#### PROBLEM STATEMENT:
Each line of the listing that contains the word "components" is to be copied.

#### RECORDED DATA:
<<<<

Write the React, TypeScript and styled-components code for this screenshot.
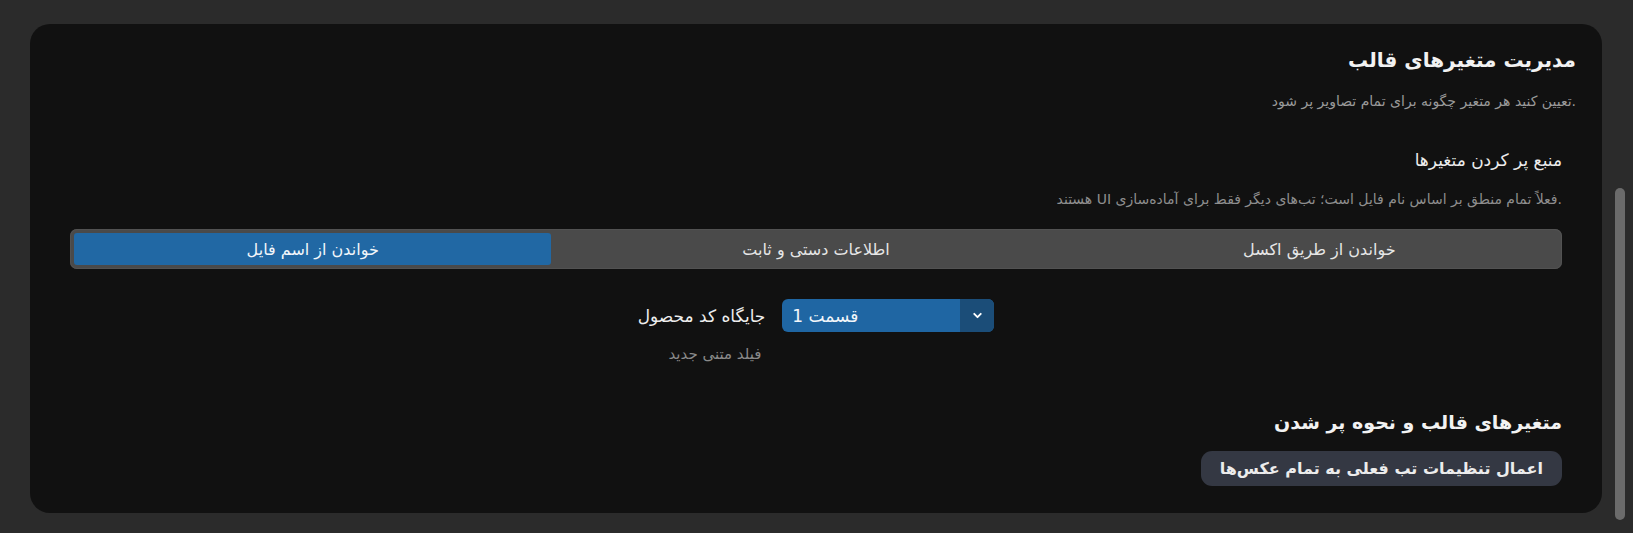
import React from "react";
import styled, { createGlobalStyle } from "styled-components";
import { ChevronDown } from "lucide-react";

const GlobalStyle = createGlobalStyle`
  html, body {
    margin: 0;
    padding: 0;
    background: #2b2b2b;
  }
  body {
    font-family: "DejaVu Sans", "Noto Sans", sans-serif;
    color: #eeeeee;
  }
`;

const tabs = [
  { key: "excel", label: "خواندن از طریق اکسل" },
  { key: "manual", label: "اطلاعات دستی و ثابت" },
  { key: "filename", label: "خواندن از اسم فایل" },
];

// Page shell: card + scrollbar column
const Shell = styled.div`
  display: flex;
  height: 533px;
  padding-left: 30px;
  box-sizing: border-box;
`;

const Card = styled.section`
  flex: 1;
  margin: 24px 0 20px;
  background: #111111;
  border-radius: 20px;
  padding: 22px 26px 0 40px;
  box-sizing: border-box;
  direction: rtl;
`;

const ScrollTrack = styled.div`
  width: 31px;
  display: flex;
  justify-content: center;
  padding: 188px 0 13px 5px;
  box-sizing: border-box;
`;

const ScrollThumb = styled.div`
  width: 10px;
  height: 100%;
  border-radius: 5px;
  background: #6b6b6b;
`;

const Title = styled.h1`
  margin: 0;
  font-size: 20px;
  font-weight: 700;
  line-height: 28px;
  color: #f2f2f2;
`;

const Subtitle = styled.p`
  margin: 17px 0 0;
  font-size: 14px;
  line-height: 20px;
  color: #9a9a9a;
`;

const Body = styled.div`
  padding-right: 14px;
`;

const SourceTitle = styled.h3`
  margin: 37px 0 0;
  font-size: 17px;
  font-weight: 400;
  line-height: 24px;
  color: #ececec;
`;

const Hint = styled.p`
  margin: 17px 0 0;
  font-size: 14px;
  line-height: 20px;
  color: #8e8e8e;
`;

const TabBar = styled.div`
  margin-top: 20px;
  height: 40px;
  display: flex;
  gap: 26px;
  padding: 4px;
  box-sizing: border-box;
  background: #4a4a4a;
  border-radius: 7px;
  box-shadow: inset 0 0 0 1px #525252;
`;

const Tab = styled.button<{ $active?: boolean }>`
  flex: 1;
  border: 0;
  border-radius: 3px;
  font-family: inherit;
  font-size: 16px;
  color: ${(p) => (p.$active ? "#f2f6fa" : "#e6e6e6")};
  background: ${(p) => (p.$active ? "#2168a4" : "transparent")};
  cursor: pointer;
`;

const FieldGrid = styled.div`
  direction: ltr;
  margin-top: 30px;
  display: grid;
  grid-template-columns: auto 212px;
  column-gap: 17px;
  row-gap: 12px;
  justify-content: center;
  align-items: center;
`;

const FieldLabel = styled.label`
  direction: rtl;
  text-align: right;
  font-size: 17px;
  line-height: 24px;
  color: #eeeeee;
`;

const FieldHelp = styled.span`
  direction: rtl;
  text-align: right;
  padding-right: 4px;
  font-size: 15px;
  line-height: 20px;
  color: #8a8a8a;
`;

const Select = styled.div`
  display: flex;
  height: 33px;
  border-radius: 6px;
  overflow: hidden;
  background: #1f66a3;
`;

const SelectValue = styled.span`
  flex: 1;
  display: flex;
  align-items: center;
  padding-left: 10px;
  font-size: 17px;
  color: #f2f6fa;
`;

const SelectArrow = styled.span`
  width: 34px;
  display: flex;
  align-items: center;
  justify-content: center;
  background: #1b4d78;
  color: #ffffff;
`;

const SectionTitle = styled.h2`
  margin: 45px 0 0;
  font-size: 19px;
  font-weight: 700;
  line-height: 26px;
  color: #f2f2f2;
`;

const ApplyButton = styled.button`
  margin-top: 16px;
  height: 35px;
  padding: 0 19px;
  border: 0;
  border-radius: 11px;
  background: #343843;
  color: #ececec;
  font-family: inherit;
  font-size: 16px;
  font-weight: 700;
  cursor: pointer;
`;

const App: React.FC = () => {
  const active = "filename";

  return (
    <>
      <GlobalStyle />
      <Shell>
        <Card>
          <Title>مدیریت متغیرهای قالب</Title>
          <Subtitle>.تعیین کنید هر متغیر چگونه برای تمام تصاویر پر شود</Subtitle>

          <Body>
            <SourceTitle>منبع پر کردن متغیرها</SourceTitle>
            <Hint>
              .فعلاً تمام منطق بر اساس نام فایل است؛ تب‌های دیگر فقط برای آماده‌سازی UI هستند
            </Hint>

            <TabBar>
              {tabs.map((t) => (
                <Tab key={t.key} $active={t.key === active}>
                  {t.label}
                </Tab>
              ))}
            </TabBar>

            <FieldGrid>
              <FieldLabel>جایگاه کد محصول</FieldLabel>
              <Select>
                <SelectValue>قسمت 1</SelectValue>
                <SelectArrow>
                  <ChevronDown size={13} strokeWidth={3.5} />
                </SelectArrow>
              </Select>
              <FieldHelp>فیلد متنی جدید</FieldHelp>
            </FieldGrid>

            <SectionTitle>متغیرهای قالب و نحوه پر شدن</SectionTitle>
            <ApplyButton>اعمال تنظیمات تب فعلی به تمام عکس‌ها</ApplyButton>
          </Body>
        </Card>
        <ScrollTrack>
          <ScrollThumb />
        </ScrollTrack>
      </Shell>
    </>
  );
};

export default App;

>>>>

#### WRITTEN ANSWER:
Write the React, TypeScript and styled-components code for this screenshot.
import styled, { createGlobalStyle } from "styled-components";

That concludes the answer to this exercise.